• PROBLEM DESCRIPTION: Transcribe the records in full, keeping every character as it is.

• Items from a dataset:
## begin

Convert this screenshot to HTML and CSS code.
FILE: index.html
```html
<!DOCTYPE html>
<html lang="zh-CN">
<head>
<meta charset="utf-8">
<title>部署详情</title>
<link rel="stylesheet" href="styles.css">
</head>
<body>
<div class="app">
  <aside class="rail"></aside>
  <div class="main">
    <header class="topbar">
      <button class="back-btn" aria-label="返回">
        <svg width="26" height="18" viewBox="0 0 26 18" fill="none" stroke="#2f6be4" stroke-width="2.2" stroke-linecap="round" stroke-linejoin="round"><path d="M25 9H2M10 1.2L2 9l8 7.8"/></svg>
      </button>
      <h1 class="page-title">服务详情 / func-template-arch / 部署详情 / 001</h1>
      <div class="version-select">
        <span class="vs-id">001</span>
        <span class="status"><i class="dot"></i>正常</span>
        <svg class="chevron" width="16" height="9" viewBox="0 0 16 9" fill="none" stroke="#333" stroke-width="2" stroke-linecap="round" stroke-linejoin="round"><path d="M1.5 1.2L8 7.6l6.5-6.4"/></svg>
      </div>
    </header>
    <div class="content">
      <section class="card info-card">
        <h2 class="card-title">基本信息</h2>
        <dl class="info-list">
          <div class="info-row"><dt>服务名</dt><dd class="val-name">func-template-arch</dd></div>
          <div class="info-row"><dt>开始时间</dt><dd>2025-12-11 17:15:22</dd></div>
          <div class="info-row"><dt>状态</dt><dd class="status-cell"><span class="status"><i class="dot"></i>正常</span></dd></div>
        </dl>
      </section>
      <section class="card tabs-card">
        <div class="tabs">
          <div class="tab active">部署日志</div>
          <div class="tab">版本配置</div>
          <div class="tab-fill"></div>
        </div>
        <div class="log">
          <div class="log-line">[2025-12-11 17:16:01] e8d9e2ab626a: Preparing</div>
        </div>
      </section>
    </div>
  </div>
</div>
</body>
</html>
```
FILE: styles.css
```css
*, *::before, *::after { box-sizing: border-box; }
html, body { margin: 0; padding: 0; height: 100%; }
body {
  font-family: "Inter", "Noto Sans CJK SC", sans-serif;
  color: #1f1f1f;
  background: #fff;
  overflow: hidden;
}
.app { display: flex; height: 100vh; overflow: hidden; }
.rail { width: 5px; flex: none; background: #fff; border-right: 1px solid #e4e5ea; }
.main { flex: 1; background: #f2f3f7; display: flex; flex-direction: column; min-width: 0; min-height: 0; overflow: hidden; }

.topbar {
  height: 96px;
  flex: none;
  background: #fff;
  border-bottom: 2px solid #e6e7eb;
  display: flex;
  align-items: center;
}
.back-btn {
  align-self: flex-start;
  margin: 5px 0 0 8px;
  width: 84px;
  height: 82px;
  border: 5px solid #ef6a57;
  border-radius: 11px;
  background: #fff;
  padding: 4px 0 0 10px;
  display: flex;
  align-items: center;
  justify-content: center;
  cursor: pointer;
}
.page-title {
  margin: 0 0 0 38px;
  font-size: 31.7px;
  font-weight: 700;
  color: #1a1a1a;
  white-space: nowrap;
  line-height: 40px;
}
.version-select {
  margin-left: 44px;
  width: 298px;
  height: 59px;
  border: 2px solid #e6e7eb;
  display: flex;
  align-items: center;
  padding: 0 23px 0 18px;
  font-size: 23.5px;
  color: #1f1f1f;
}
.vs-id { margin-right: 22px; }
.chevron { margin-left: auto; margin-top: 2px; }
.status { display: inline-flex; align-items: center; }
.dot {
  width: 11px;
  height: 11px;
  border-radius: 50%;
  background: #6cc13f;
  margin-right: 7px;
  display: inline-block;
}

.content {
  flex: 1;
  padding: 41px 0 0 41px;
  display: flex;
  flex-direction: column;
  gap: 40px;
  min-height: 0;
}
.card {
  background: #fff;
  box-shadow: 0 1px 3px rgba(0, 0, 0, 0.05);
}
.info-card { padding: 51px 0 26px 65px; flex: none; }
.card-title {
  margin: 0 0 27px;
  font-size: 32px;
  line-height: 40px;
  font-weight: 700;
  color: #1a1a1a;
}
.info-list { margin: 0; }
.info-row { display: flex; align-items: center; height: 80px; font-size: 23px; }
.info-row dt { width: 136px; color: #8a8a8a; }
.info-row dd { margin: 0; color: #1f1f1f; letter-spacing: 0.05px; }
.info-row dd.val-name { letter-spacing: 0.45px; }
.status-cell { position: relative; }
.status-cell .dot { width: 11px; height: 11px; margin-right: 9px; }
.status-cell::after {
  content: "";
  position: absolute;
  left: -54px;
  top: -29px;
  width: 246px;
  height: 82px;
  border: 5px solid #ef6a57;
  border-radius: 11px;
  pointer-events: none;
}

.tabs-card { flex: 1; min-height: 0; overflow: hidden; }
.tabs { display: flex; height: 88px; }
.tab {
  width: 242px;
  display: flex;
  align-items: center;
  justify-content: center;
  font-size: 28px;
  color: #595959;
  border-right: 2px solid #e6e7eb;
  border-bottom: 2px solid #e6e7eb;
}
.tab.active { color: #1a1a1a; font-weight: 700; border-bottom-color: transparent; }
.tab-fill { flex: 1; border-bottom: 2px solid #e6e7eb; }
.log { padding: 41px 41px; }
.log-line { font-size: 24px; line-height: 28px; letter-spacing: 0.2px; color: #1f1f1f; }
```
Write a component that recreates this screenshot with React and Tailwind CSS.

## end

• SOLUTION BELOW:
Convert this screenshot to HTML and CSS code.
FILE: index.html
```html
<!DOCTYPE html>
<html lang="zh-CN">
<head>
<meta charset="utf-8">
<title>部署详情</title>
<link rel="stylesheet" href="styles.css">
</head>
<body>
<div class="app">
  <aside class="rail"></aside>
  <div class="main">
    <header class="topbar">
      <button class="back-btn" aria-label="返回">
        <svg width="26" height="18" viewBox="0 0 26 18" fill="none" stroke="#2f6be4" stroke-width="2.2" stroke-linecap="round" stroke-linejoin="round"><path d="M25 9H2M10 1.2L2 9l8 7.8"/></svg>
      </button>
      <h1 class="page-title">服务详情 / func-template-arch / 部署详情 / 001</h1>
      <div class="version-select">
        <span class="vs-id">001</span>
        <span class="status"><i class="dot"></i>正常</span>
        <svg class="chevron" width="16" height="9" viewBox="0 0 16 9" fill="none" stroke="#333" stroke-width="2" stroke-linecap="round" stroke-linejoin="round"><path d="M1.5 1.2L8 7.6l6.5-6.4"/></svg>
      </div>
    </header>
    <div class="content">
      <section class="card info-card">
        <h2 class="card-title">基本信息</h2>
        <dl class="info-list">
          <div class="info-row"><dt>服务名</dt><dd class="val-name">func-template-arch</dd></div>
          <div class="info-row"><dt>开始时间</dt><dd>2025-12-11 17:15:22</dd></div>
          <div class="info-row"><dt>状态</dt><dd class="status-cell"><span class="status"><i class="dot"></i>正常</span></dd></div>
        </dl>
      </section>
      <section class="card tabs-card">
        <div class="tabs">
          <div class="tab active">部署日志</div>
          <div class="tab">版本配置</div>
          <div class="tab-fill"></div>
        </div>
        <div class="log">
          <div class="log-line">[2025-12-11 17:16:01] e8d9e2ab626a: Preparing</div>
        </div>
      </section>
    </div>
  </div>
</div>
</body>
</html>
```
FILE: styles.css
```css
*, *::before, *::after { box-sizing: border-box; }
html, body { margin: 0; padding: 0; height: 100%; }
body {
  font-family: "Inter", "Noto Sans CJK SC", sans-serif;
  color: #1f1f1f;
  background: #fff;
  overflow: hidden;
}
.app { display: flex; height: 100vh; overflow: hidden; }
.rail { width: 5px; flex: none; background: #fff; border-right: 1px solid #e4e5ea; }
.main { flex: 1; background: #f2f3f7; display: flex; flex-direction: column; min-width: 0; min-height: 0; overflow: hidden; }

.topbar {
  height: 96px;
  flex: none;
  background: #fff;
  border-bottom: 2px solid #e6e7eb;
  display: flex;
  align-items: center;
}
.back-btn {
  align-self: flex-start;
  margin: 5px 0 0 8px;
  width: 84px;
  height: 82px;
  border: 5px solid #ef6a57;
  border-radius: 11px;
  background: #fff;
  padding: 4px 0 0 10px;
  display: flex;
  align-items: center;
  justify-content: center;
  cursor: pointer;
}
.page-title {
  margin: 0 0 0 38px;
  font-size: 31.7px;
  font-weight: 700;
  color: #1a1a1a;
  white-space: nowrap;
  line-height: 40px;
}
.version-select {
  margin-left: 44px;
  width: 298px;
  height: 59px;
  border: 2px solid #e6e7eb;
  display: flex;
  align-items: center;
  padding: 0 23px 0 18px;
  font-size: 23.5px;
  color: #1f1f1f;
}
.vs-id { margin-right: 22px; }
.chevron { margin-left: auto; margin-top: 2px; }
.status { display: inline-flex; align-items: center; }
.dot {
  width: 11px;
  height: 11px;
  border-radius: 50%;
  background: #6cc13f;
  margin-right: 7px;
  display: inline-block;
}

.content {
  flex: 1;
  padding: 41px 0 0 41px;
  display: flex;
  flex-direction: column;
  gap: 40px;
  min-height: 0;
}
.card {
  background: #fff;
  box-shadow: 0 1px 3px rgba(0, 0, 0, 0.05);
}
.info-card { padding: 51px 0 26px 65px; flex: none; }
.card-title {
  margin: 0 0 27px;
  font-size: 32px;
  line-height: 40px;
  font-weight: 700;
  color: #1a1a1a;
}
.info-list { margin: 0; }
.info-row { display: flex; align-items: center; height: 80px; font-size: 23px; }
.info-row dt { width: 136px; color: #8a8a8a; }
.info-row dd { margin: 0; color: #1f1f1f; letter-spacing: 0.05px; }
.info-row dd.val-name { letter-spacing: 0.45px; }
.status-cell { position: relative; }
.status-cell .dot { width: 11px; height: 11px; margin-right: 9px; }
.status-cell::after {
  content: "";
  position: absolute;
  left: -54px;
  top: -29px;
  width: 246px;
  height: 82px;
  border: 5px solid #ef6a57;
  border-radius: 11px;
  pointer-events: none;
}

.tabs-card { flex: 1; min-height: 0; overflow: hidden; }
.tabs { display: flex; height: 88px; }
.tab {
  width: 242px;
  display: flex;
  align-items: center;
  justify-content: center;
  font-size: 28px;
  color: #595959;
  border-right: 2px solid #e6e7eb;
  border-bottom: 2px solid #e6e7eb;
}
.tab.active { color: #1a1a1a; font-weight: 700; border-bottom-color: transparent; }
.tab-fill { flex: 1; border-bottom: 2px solid #e6e7eb; }
.log { padding: 41px 41px; }
.log-line { font-size: 24px; line-height: 28px; letter-spacing: 0.2px; color: #1f1f1f; }
```
Write a component that recreates this screenshot with React and Tailwind CSS.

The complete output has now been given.